I ran the following to see what changing keyid[11]
would do:
$ aws sts get-access-key-info --access-key-id ASIAY34FZKBOKMUTVV7A --query Account
"609629065308"
| `O` changed to `N`
$ aws sts get-access-key-info --access-key-id ASIAY34FZKBNKMUTVV7A --query Account
"609629065306"
So it was reduced by 2. Then I tried decrementing keyid[10]
(ASIAY34FZKAOKMUTVV7A
)
and got 609629065244
- a reduction of 64. Looks like this is big-endian. I
found that a keyid[4:12]
of QAAAAAAA
would result in an account ID of
000000000000
and 6RVFFB77
in 999999999998
.
The resulting code
I used this knowledge to write following Go code to reproduce sts:GetAccessKeyInfo
:
package main
import (
"fmt"
"strconv"
"strings"
"github.com/kenshaw/baseconv"
)
// technically this code works equally well for principal IDs (e.g. AROA or AIDA prefixes) but
// i don't want to make the code sample any more complex
var ErrMissingPrefix = errors.New("only keys with AKIA or ASIA prefixes are supported")
var ErrUnsupportedKey = errors.New("old-format keys (created before 29 march 2019) are unsupported")
func getAccessKeyInfo(accessKeyId string) (string, error) {
if strings.HasPrefix(accessKeyId, "AKIA") || strings.HasPrefix(accessKeyId, "ASIA") {
if accessKeyId[4] < 'Q' {
return "", ErrUnsupportedKey
}
} else {
return "", ErrMissingPrefix
}
base10 := "0123456789"
base32AwsFlavour := "ABCDEFGHIJKLMNOPQRSTUVWXYZ234567"
offsetStr, _ := baseconv.Convert("QAAAAAAA", base32AwsFlavour, base10)
offset, _ := strconv.Atoi(offsetStr)
offsetAccountIdStr, _ := baseconv.Convert(accessKeyId[4:12], base32AwsFlavour, base10)
offsetAccountId, _ := strconv.Atoi(offsetAccountIdStr)
accountId := 2 * (offsetAccountId - offset)
if strings.Index(base32AwsFlavour, accessKeyId[12:13]) >= strings.Index(base32AwsFlavour, "Q") {
accountId++
}
return fmt.Sprintf("%012d", accountId), nil
}
func main() {
fmt.Println(getAccessKeyInfo("ASIAY34FZKBOKMUTVV7A"))
}
Playground link to try it yourself.
Conclusion, or so I thought
I was ready to publish this blog post yesterday, but then I hit an issue. My
access key ID for my personal IAM user hasn’t been rotated since March 2016 (I
know, I know!) It begins AKIAJ...
- what? Last I checked, J came before Q in
the alphabet and so my code returned a negative account ID. But my account ID
isn’t negative. Well shit.
These types of keys are different. I looked at the distribution of keyid[4]

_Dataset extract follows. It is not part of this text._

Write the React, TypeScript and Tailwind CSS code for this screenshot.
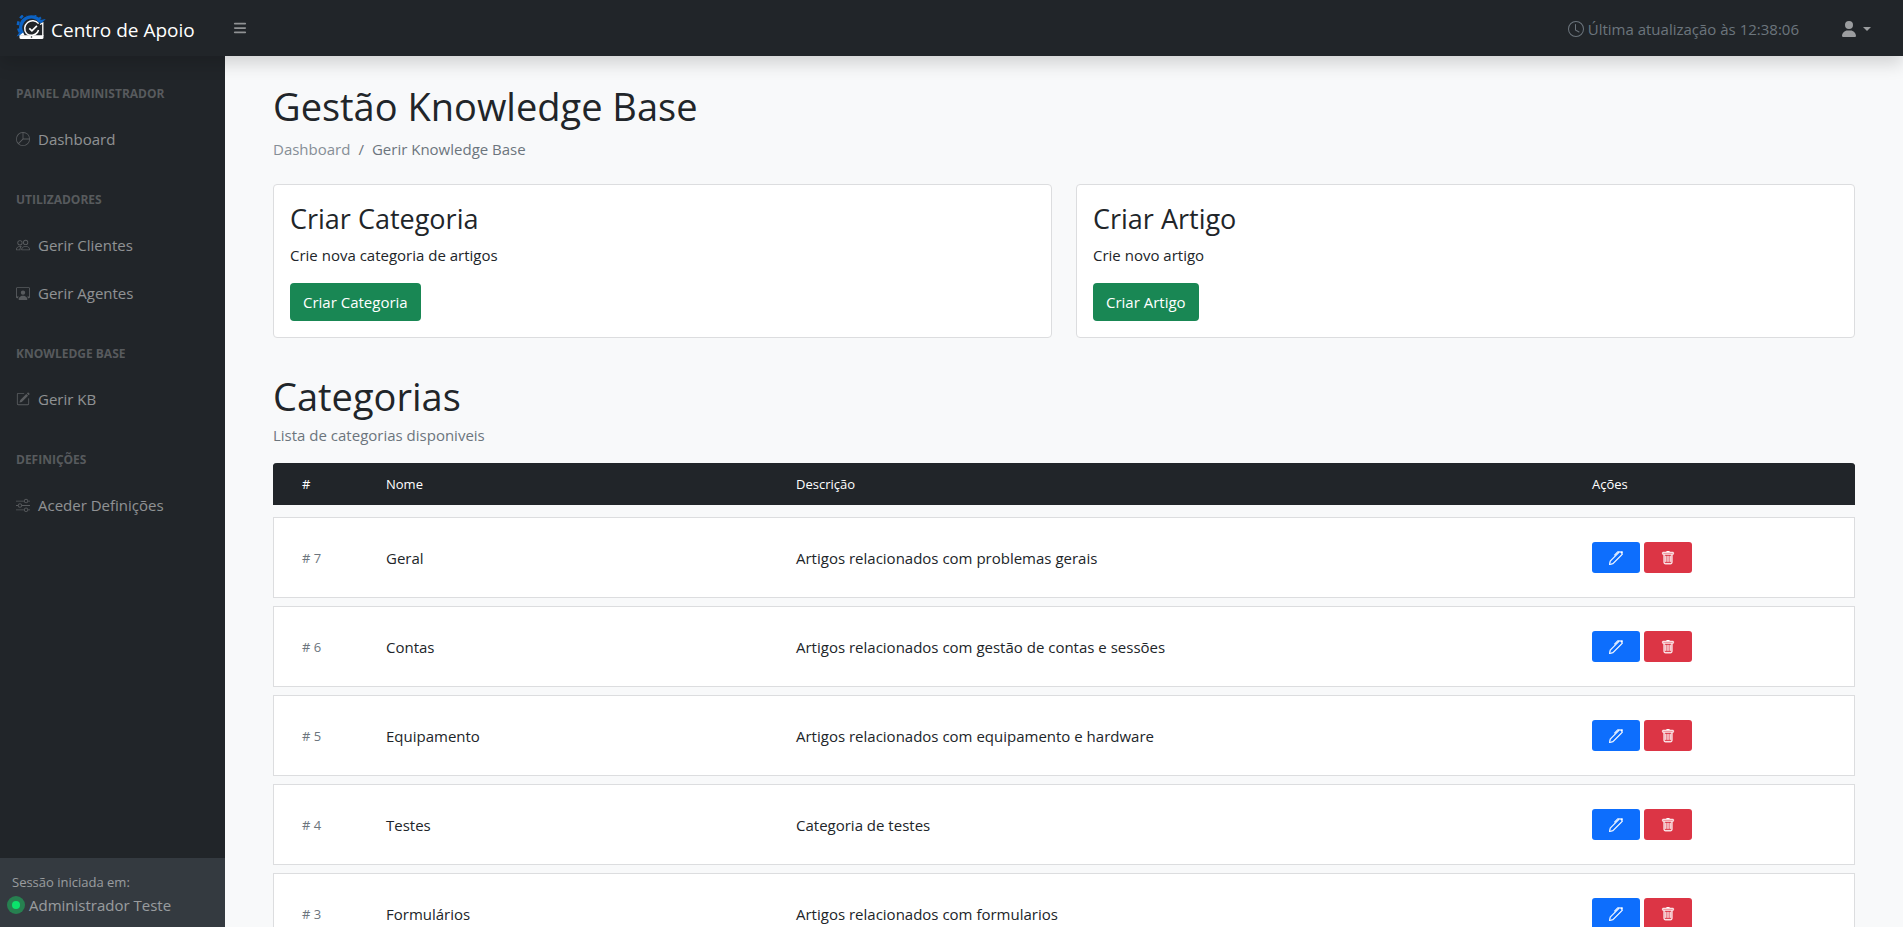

in my CloudTrail logs. Most are in the range Q-Z2-7
, but there are some that
are I
or J
. The newer keys (range Q-Z2-7
) can have their last bytes changed
and sts:GetAccessKeyInfo
will still return correct results. The older keys
(I
and J
) will return ValidationError
if the last bytes are changed. They
also return the same error if the key is deleted (unlike new keys). This leads
me to believe that the older keys have no internal structure and the account ID
has to be looked up from a datastore.
I asked for help on Twitter and got some great responses. Especially helpful was @NYSharpie’s tweet where he noticed keys created after early 2019 are when it switched to >= Q. Looking at resources in my own account, it looks like the switchover was sometime between the 27th of and 29th of March 2019.
I’ve also learned that keys created before ~2010 don’t even have the
AKIA
prefix! E.g. the key ID 1YRA5YCR63BKA0BX35G2
was created in 2008 and
the STS API will return the correct account ID for it.
Questions
-
Anyone have any theories on what changed, and why?
-
Do you think there’s a pattern to the old-style key IDs, or they’re completely random?
-
sts:GetSessionToken
for myAKIAJ
key returnsASIAY
but I still seeASIAJ
andASIAI
for some roles - what’s going on there?
Please join the conversation if you have any wild theories, I’m keen to explore this pointless space. Here’s the tweet again if you want to respond.
Updates
25/10/2023: Tal Be’ery published a blog post wherein he used
bit-shifting and masking to decode account IDs from access key IDs in Python.
This would be more efficient than my code sample which has a condition (checking
if a character is greater than or equal to Q
)
07/01/2024: Clarified behaviour of old AKIA
keys and even older AKIA
-less
keys. Also updated code sample to explicitly fail for older keys (rather than
returning negative account IDs)
07/01/2024: TruffleHog now prints out account IDs based on Tal’s bit-shifting code. This knowledge is becoming useful!
29/05/2024: I’ve narrowed down the switchover window to sometime between 27-29th of March 2019.